Issue persists in gcc 10.2, test program from comment #6 still errors out. We're hitting this bug in production/real-world code [ https://github.com/FRRouting/frr/pull/6766 ]. What we're doing is very similar to SystemTap's trace points, I believe those might be affected as well. clang++ works fine meanwhile.
My team is also impacted by this issue (also with tracing code, as it turns out).
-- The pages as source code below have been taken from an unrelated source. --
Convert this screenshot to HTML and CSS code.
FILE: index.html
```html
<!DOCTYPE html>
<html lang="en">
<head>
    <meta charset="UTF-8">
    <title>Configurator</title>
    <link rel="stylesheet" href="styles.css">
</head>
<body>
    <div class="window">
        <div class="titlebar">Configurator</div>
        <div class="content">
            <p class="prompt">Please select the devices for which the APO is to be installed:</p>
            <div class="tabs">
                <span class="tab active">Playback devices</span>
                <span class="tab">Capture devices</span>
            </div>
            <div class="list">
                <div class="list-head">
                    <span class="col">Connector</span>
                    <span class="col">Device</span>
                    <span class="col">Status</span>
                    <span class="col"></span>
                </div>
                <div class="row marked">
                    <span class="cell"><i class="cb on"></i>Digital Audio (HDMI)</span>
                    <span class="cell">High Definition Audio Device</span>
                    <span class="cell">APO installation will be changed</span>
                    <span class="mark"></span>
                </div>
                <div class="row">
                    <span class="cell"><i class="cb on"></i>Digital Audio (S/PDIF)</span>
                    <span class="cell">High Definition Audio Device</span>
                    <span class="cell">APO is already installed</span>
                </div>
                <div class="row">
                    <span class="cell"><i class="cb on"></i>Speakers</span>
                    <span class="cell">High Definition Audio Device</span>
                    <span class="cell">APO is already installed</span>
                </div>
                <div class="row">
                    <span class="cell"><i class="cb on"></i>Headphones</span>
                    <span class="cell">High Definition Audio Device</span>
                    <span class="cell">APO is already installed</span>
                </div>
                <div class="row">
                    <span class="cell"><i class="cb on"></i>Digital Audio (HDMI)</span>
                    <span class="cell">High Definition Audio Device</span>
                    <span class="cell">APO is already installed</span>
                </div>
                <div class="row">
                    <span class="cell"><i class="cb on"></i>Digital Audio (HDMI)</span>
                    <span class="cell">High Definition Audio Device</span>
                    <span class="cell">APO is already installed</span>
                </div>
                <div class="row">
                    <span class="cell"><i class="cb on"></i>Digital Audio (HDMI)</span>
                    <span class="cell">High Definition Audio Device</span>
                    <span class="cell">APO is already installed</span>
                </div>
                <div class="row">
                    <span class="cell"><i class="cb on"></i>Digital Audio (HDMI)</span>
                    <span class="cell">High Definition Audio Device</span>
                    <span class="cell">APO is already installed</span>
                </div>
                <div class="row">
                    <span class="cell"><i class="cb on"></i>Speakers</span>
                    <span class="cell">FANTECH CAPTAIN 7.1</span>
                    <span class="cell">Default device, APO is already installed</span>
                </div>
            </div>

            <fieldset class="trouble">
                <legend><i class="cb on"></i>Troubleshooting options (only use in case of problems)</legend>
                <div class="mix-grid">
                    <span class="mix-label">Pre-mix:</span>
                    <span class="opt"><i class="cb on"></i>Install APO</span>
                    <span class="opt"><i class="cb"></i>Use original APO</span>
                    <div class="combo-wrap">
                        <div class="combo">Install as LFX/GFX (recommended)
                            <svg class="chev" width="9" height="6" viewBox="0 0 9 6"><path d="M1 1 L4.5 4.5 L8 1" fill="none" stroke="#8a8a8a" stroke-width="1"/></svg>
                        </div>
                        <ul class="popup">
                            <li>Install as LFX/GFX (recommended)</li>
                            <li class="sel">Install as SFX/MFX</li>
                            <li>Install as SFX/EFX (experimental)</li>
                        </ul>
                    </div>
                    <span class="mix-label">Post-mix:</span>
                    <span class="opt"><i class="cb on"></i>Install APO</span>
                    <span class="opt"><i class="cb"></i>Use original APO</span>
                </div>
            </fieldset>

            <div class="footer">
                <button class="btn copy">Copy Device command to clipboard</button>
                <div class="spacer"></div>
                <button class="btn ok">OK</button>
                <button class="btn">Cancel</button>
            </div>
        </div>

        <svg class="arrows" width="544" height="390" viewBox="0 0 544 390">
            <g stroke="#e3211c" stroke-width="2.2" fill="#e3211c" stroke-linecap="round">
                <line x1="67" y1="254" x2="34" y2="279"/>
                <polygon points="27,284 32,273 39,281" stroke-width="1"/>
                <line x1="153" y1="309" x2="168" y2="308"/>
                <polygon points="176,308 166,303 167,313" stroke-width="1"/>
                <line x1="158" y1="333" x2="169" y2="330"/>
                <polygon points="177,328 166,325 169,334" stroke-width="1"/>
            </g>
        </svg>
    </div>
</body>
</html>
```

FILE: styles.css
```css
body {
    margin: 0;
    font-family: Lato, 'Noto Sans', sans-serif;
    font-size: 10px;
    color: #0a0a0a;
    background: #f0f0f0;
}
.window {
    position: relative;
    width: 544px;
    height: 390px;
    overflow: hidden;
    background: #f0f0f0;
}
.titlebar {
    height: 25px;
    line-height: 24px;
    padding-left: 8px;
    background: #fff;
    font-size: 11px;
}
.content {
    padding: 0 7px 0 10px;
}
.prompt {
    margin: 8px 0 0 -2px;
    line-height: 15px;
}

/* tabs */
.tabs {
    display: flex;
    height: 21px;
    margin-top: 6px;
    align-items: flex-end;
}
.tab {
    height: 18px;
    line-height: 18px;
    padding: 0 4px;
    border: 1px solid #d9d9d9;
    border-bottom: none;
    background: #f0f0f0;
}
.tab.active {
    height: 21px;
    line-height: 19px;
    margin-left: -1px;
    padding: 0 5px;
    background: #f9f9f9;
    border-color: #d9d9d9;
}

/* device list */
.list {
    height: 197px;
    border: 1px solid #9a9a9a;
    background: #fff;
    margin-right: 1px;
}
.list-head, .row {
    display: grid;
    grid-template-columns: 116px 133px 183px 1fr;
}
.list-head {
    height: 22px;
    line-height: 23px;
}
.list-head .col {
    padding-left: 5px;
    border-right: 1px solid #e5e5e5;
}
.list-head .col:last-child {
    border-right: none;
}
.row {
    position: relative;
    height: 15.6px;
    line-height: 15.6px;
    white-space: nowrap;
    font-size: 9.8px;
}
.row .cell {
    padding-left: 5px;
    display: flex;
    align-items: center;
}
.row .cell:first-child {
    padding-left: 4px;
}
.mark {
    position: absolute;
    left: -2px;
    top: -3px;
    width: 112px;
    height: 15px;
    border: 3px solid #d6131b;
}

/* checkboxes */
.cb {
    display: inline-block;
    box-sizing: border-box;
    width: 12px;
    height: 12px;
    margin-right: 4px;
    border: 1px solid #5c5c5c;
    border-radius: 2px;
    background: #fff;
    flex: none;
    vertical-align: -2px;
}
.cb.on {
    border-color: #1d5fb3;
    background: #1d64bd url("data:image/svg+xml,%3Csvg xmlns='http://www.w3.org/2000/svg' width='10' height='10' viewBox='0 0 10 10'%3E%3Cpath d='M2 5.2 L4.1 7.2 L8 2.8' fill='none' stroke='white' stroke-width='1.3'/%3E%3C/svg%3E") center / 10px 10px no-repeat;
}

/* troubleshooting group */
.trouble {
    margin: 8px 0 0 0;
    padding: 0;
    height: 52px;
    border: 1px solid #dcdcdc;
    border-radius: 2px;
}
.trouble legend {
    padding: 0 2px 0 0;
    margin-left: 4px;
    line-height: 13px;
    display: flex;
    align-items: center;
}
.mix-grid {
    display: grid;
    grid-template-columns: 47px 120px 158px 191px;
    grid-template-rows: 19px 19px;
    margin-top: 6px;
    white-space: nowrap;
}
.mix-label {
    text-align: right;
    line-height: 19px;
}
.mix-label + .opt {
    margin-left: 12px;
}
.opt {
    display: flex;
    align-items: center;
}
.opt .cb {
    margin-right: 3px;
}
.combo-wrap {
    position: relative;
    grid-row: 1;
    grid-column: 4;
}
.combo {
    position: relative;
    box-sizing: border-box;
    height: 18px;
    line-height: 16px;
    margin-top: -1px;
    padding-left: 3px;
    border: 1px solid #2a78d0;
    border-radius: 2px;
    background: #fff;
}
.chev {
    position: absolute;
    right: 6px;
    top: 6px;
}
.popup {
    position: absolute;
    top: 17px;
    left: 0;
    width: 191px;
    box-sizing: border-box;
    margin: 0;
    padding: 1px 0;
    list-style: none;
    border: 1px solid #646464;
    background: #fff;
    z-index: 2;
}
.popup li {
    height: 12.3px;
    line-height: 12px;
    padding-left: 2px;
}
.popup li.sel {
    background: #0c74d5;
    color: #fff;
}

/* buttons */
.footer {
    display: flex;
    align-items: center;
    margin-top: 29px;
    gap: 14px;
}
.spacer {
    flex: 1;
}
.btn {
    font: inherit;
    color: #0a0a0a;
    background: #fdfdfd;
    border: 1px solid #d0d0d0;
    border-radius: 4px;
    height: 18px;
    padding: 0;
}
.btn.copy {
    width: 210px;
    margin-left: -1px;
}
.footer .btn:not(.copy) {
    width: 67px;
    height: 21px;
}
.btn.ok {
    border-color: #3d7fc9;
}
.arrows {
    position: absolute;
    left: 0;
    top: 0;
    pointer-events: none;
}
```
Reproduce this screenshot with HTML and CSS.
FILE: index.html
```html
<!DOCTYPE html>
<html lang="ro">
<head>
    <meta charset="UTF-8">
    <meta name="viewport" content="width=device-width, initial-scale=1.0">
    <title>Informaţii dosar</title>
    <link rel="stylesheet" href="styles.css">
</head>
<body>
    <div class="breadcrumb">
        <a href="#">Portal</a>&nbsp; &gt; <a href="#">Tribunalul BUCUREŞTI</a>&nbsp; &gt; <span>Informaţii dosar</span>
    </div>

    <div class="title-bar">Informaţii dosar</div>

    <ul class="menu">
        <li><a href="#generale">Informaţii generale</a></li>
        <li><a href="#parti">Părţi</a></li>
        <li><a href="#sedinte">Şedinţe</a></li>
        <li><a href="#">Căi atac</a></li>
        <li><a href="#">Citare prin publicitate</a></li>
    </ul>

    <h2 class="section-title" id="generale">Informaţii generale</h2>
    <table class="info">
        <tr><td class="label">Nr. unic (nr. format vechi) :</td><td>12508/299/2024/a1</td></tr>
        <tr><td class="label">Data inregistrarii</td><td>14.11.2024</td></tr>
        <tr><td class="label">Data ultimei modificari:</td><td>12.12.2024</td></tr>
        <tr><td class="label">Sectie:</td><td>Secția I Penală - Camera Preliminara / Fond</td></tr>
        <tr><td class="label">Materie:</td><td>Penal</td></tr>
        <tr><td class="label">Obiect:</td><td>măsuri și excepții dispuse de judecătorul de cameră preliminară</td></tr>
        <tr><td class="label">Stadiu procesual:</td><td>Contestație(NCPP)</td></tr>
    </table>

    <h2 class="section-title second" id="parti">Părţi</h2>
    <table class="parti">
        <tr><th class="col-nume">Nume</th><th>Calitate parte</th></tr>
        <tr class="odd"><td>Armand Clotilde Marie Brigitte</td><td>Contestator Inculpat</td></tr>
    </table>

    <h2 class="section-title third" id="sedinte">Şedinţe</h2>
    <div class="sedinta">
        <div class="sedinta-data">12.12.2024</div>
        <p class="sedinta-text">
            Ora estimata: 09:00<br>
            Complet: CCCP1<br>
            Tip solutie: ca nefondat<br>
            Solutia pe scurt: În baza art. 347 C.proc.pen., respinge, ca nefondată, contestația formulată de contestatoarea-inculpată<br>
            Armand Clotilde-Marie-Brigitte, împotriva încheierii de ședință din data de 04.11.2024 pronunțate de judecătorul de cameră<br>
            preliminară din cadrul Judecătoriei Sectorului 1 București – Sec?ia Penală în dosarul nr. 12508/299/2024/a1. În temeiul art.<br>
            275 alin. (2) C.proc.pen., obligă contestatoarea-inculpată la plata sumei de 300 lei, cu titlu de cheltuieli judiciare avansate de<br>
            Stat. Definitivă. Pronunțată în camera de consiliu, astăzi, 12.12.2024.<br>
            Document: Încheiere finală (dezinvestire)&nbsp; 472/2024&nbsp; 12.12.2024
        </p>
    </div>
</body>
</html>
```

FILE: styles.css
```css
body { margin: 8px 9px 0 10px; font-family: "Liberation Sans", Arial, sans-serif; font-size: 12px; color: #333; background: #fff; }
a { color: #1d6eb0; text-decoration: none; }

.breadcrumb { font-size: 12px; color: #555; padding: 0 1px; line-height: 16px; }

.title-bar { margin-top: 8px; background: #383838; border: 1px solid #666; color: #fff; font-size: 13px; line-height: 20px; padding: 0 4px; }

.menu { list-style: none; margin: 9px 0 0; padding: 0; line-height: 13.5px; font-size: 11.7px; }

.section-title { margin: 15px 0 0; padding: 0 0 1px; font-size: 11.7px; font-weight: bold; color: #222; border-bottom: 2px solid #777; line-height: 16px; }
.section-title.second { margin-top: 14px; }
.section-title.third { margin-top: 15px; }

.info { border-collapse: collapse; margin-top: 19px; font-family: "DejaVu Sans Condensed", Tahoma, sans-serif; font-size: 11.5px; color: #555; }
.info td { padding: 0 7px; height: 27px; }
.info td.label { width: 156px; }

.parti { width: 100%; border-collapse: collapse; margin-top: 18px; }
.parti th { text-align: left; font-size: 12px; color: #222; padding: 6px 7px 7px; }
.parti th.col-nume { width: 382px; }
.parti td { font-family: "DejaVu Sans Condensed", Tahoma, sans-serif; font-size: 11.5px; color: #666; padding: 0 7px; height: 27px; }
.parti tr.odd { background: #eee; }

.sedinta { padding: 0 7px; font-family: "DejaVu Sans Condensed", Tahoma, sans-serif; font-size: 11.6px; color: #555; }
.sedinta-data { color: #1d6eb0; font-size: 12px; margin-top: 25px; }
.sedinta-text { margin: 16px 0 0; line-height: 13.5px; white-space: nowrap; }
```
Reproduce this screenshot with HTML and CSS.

FWIW there's a great writeup explaining the issue on Stack Overflow: https://stackoverflow.com/questions/35091862/inline-static-data-causes-a-section-type-conflict In this writeup, the author suggests that perhaps -fno-gnu-unique should additionally cause GCC to _not_ use section grouping for the associated symbol; in this case GCC would simply emit a weak symbol without grouping, which I believe would match the (admittedly less robust) behavior of Clang.
I really doubt there is a good solution for this because of what c++ calls vague linkage. Clang's solution is broken too.